Hey guys, I think Bruce Wayne is kind of a dick. Anyway, Bruce lands and immediately storms into the board room of the production studio and starts yelling at them for producing this woman’s movie. He straight up tells them that if they make this movie the merger is off. The board members try to talk some sense into Bruce, telling him how profitable this book will be, and he concedes that he’ll read it before shutting down this deal. Unfortunately the advance copy that the studio has appears to be missing. But Bruce just decides to go to a bookstore and buy his own copy, since it just got released that day.
So Bruce heads out into Los Angeles and comes across a bookstore that’s selling the book. He comes into the store, and finds that it’s a madhouse, because Maxine Melanie is there signing people’s books. It’s apparently so popular that people are having to bring their own pens, because all of Maxine’s have died. So Bruce buys the book and strolls over to the signing to try and talk to Maxine. But while he’s waiting in line he sees an old woman push her way to the front of the line, and request Maxine sign her book. Maxine does, but in the middle of signing the book she suddenly shrieks and falls to the ground dead. The people who were surrounding Maxine instantly start freaking out, and stampede around. But Bruce keeps a cool head, and goes after the old woman. Who promptly does a judo toss and throws Bruce across the room. The old lady then escapes, and Bruce is left humiliated on the ground, waiting for the police to arrive. They check over Melanie’s body and find that she was poisoned by a hidden needle in the pen the old woman gave her.

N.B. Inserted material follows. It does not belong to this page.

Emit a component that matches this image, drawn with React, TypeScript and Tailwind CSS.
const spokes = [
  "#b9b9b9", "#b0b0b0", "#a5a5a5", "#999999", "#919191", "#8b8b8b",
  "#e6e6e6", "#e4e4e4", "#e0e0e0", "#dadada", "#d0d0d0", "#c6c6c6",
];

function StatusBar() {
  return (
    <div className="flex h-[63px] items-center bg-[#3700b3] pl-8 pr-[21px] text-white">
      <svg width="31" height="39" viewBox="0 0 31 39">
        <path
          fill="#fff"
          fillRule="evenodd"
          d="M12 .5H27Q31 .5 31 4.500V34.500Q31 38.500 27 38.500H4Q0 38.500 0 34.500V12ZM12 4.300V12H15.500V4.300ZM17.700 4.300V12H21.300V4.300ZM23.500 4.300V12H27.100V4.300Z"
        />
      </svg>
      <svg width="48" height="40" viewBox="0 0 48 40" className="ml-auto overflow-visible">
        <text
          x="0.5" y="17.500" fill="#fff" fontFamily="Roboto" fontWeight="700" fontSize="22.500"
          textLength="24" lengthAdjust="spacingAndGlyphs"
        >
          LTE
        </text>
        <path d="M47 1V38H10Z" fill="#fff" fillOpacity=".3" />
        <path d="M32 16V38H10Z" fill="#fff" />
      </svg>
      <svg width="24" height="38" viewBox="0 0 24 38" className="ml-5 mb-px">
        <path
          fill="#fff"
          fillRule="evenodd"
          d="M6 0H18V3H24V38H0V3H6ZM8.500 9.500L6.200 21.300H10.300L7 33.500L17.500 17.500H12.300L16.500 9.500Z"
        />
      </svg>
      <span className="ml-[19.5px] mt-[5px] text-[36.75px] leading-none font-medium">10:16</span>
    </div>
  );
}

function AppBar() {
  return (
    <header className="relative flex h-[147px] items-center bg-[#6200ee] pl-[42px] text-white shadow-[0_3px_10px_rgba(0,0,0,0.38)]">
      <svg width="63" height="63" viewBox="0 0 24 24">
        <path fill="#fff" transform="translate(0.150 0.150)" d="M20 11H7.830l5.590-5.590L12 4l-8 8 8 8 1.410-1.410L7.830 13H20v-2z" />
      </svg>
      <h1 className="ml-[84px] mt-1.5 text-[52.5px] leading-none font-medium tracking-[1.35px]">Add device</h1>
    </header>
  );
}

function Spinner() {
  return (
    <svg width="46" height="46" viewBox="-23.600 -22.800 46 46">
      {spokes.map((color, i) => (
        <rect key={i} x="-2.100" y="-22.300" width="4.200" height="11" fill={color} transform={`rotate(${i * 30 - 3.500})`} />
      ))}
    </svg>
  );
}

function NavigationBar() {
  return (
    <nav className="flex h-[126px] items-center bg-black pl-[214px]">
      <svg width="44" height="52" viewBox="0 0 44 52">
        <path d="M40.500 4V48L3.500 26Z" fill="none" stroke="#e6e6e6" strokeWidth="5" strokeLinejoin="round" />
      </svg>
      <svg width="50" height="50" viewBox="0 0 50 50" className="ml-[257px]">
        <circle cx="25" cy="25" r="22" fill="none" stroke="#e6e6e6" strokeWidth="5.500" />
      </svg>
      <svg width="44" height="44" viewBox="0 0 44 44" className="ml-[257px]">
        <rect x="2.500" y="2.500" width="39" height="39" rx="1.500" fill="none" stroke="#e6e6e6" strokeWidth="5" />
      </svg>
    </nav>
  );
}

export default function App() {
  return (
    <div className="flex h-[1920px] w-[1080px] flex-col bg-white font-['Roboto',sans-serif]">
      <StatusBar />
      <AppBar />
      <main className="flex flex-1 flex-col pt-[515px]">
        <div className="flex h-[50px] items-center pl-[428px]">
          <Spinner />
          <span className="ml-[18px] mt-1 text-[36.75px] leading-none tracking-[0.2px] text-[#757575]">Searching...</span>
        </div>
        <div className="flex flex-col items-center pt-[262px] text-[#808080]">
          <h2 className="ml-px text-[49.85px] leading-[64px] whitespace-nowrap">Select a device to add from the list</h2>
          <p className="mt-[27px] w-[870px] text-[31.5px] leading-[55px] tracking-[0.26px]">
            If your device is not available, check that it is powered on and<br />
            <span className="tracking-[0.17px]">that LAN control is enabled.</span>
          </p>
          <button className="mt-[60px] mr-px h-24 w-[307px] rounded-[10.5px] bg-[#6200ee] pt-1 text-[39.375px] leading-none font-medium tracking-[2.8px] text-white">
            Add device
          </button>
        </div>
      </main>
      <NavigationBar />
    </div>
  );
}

Well that’s mysterious. And the plot thickens when Bruce realizes that the book the old woman had was an advanced copy, which he assumes was the missing one from the studio. So Bruce storms back to the studio and finds that things have become even more complicated. Because a famous actress whose secrets were spilled in Maxine’s book has just confessed to the crime. Loren Melburn is an important older actress, and one of the studios biggest stars, which really panics the board members further. But they’re also a little worried about other potential suspects. Because Melburn’s husband Dorian Spence also had some secrets exposed in the novel. As did their neighbor Rod Drake. So that all complicates things. Especially when one of the board members come in and announces that Dorian Spence just also admitted to the crime. So Bruce does the only thing he can do, puts on the Batman costume and goes to boss around the local police. He tells them to release both Melburn and Spence, saying that he’ll be able to solve the crime all on his own. And they do that for some reason.
Next Batman heads to the mansion that Melburn and Spence live in and just strolls on in. Both Melburn and Spence seem inconsolable, and don’t seem overly interested in talking to Batman. Melburn insists that he was the one to do it, even though she doesn’t know anything about the pen, and seems to just be repeating what she heard on the news. Batman then considers Spence being the culprit, and tries to attack the old man. The man does manage to toss Batman around like the old lady in the bookstore, but after a bit of grappling Batman still isn’t convinced. So he awkwardly leaves the mansion, and heads over to Rod Drake’s house. And as luck would have it, Drake is waiting for him in the shadows, and he begins telling Batman what he knows. He says that the previous night he heard Melburn and Spence talking about killing Maxine with a poison pen. Which seems a little on the nose. And while Batman is considering this information Drake lunges at Batman with a crowbar. He’s stopped however by Spence, who turns out to have not been the man Batman dealt with inside. The two Spence’s grapple, and Batman is eventually able to help subdue the Spence with the crowbar, who turns out to be Drake in disguise. They then make Drake spill the beans, and we learn that he framed Spence and Melburn because he’d tried to sell Maxine dirt on them in exchange for casting him in the movie. And when she bailed on that plan he flew into a rage and killed her, planning on screwing over Melburn and Spence in the process. But he didn’t count on Batman randomly showing up at the exact same time as Bruce Wayne. What a coincidence!
This is a very strange issue, but I more or less enjoyed myself reading it. I find it hilarious that Wayne Enterprises just buys any company they want, and are apparently moving into film production. I’m also a big fan of a Batman plot that’s mostly Bruce Wayne. I know that’s kind of sacrilegious, but I would really love to read more stories that featured Bruce Wayne trying to solve the crime without the cape and cowl. He doesn’t get very far in this one without having to bust out the costume, but it’s still an interesting look. The flaw of the issue is probably the fact that it’s dialogue is very shoddily written, and the fact that things get a little complicated by the end. I’m not really sure how Rod Drake convinced Melburn that he was actually her husband, and it honestly would have made more sense if they had revealed that she’d been in on it to frame her husband. But whatever, we got to see Bruce Wayne get beat up by and old lady and then have two of the same man fight each other, which is always fun.